Um de meus pesadelos recorrentes envolve algo que talvez não exista de verdade, só simbolicamente: as esculturas de gelo. São as possíveis obras-primas condenadas a serem apreciadas por poucos e por pouco tempo, antes de degelarem e escorrerem rumo ao esquecimento. E, por esculturas de gelo, não se entendam apenas figuras recortadas a cinzel, mas toda espécie de arte efêmera —como a música popular. Quantos shows memoráveis nunca foram gravados? Terá havido registros de Carmen Miranda no Cassino da Urca, em 1938? De Dolores Duran no Beco das Garrafas, em 1957? De João Gilberto e João Donato, juntos, em 1963, na Itália?
Em 1984, Nara Leão deu um show no Centro de Convivência Cultural de Campinas. Ela não sabia, mas algo letal já se formava silenciosamente em seu cérebro. Dois anos depois, no Japão com Roberto Menescal, viu-se ausente no meio de uma canção. Parou de cantar. Menescal, sem saber o que acontecia, cantou por ela. Um minuto depois, Nara voltou a si, sem saber que estavam no palco em Tóquio. De volta ao Rio e constatada a doença, não se abateu —com a ajuda de Menescal, continuou a cantar e gravar, até ser vencida de vez em 1989.
O show em Campinas pode ter sido um de seus últimos ainda em plenas condições. Acompanhada só por seu violão, cantou por mais de uma hora o melhor de seu repertório, de "Olé, Olá", de Chico Buarque, e "Diz que Fui Por Aí", de Zé Kéti, até standards da bossa nova e a americana "There Will Never Be Another You". Osny Chaos, sonoplasta do Centro, gravou tudo. Quarenta anos depois, uma cópia doméstica em CD acaba de me chegar às mãos, cortesia de meu amigo campineiro, o jornalista Edmilson Siqueira.

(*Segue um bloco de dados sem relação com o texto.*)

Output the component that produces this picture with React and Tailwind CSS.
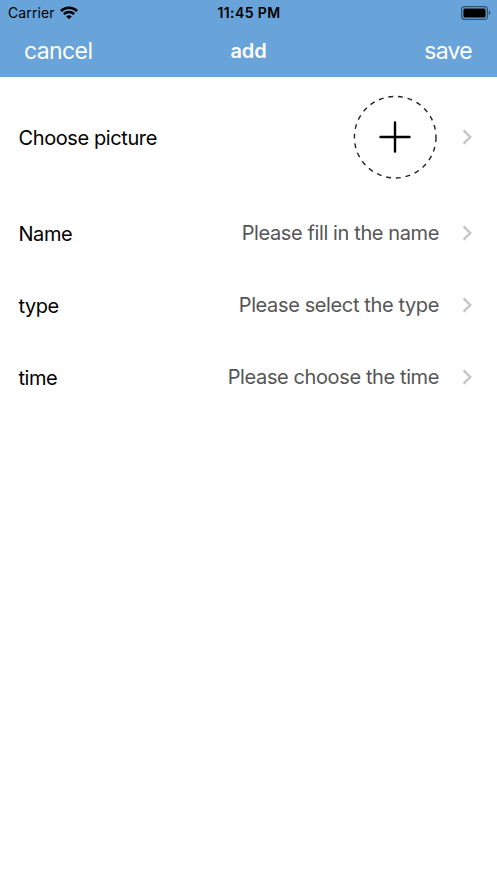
import React from "react"

const fields = [
  { label: "Name", hint: "Please fill in the name", hintStyle: "tracking-[-0.39px]" },
  { label: "type", hint: "Please select the type", hintStyle: "tracking-[-0.38px]" },
  { label: "time", hint: "Please choose the time", hintStyle: "tracking-[-0.39px]" },
]

function WifiIcon() {
  return (
    <svg width="18" height="14" viewBox="0 0 18 14" fill="none" stroke="#000" strokeWidth="2.5">
      <path d="M0.9 5a11.5 11.5 0 0 1 16.2 0" />
      <path d="M3.9 8.2a7.3 7.3 0 0 1 10.2 0" />
      <path d="M9 13.3L6.2 10.5a4 4 0 0 1 5.6 0z" fill="#000" stroke="none" />
    </svg>
  )
}

function BatteryIcon() {
  return (
    <svg width="30" height="14" viewBox="0 0 30 14">
      <rect x="0.6" y="0.6" width="25.8" height="12.8" rx="3.2" fill="none" stroke="#000" strokeOpacity="0.5" strokeWidth="1.2" />
      <rect x="2.4" y="2.4" width="22.2" height="9.2" rx="1.6" fill="#000" />
      <path d="M27.8 4.8c1.9 0.6 1.9 3.8 0 4.4z" fill="#000" fillOpacity="0.55" />
    </svg>
  )
}

function Chevron() {
  return (
    <svg width="10" height="16" viewBox="0 0 10 16" fill="none" stroke="#c4c4c6" strokeWidth="2.4">
      <path d="M1.6 1.4L8.3 8L1.6 14.6" />
    </svg>
  )
}

function AddPicture() {
  return (
    <svg width="84" height="84" viewBox="0 0 84 84" fill="none">
      <circle cx="42.2" cy="42.2" r="40.8" stroke="#222" strokeWidth="1.4" strokeDasharray="4.87 4.87" />
      <path d="M27.5 42h29M42 27.5v29" stroke="#000" strokeWidth="2.4" strokeLinecap="round" />
    </svg>
  )
}

function App() {
  return (
    <div className="flex min-h-screen w-full flex-col bg-white font-['Inter',sans-serif] text-black">
      <header className="h-[77px] bg-[#68a3da]">
        <div className="grid h-[25px] grid-cols-3 items-center pl-[8px] pr-[6px]">
          <div className="flex items-center gap-[5px]">
            <span className="text-[14px] tracking-[0.1px]">Carrier</span>
            <WifiIcon />
          </div>
          <span className="-ml-px text-center text-[14px] font-semibold tracking-[0.4px]">11:45 PM</span>
          <div className="flex justify-end">
            <BatteryIcon />
          </div>
        </div>
        <div className="grid h-[52px] grid-cols-3 items-center px-[24px] text-white">
          <span className="text-[23px] font-normal tracking-[-0.6px]">cancel</span>
          <span className="text-center text-[20px] font-semibold tracking-[-0.2px]">add</span>
          <span className="pr-px text-right text-[23px] font-normal tracking-[-0.7px]">save</span>
        </div>
      </header>

      <div className="flex h-[120px] items-center pl-[18.5px] pr-[25px]">
        <span className="flex-1 pt-px text-[20px] tracking-[-0.4px]">Choose picture</span>
        <div className="mr-[25px]">
          <AddPicture />
        </div>
        <Chevron />
      </div>

      {fields.map((field) => (
        <div key={field.label} className="flex h-[72px] items-center pl-[18.5px] pr-[25px]">
          <span className="flex-1 pt-px text-[20px] tracking-[-0.45px]">{field.label}</span>
          <span className={`mr-[23px] text-[20px] text-[#555] ${field.hintStyle}`}>{field.hint}</span>
          <Chevron />
        </div>
      ))}
    </div>
  )
}

export default App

O que devemos a Osny não tem preço. Esta é uma Nara na intimidade, sem o frio perfeccionismo dos discos oficiais. Às vezes, Nara dirige-se delicadamente à platéia, quase que pedindo desculpas pelo que vai cantar. Não é uma cantora, mas um ser humano em comunhão conosco —que um simples gravador impediu que tivesse o destino do gelo.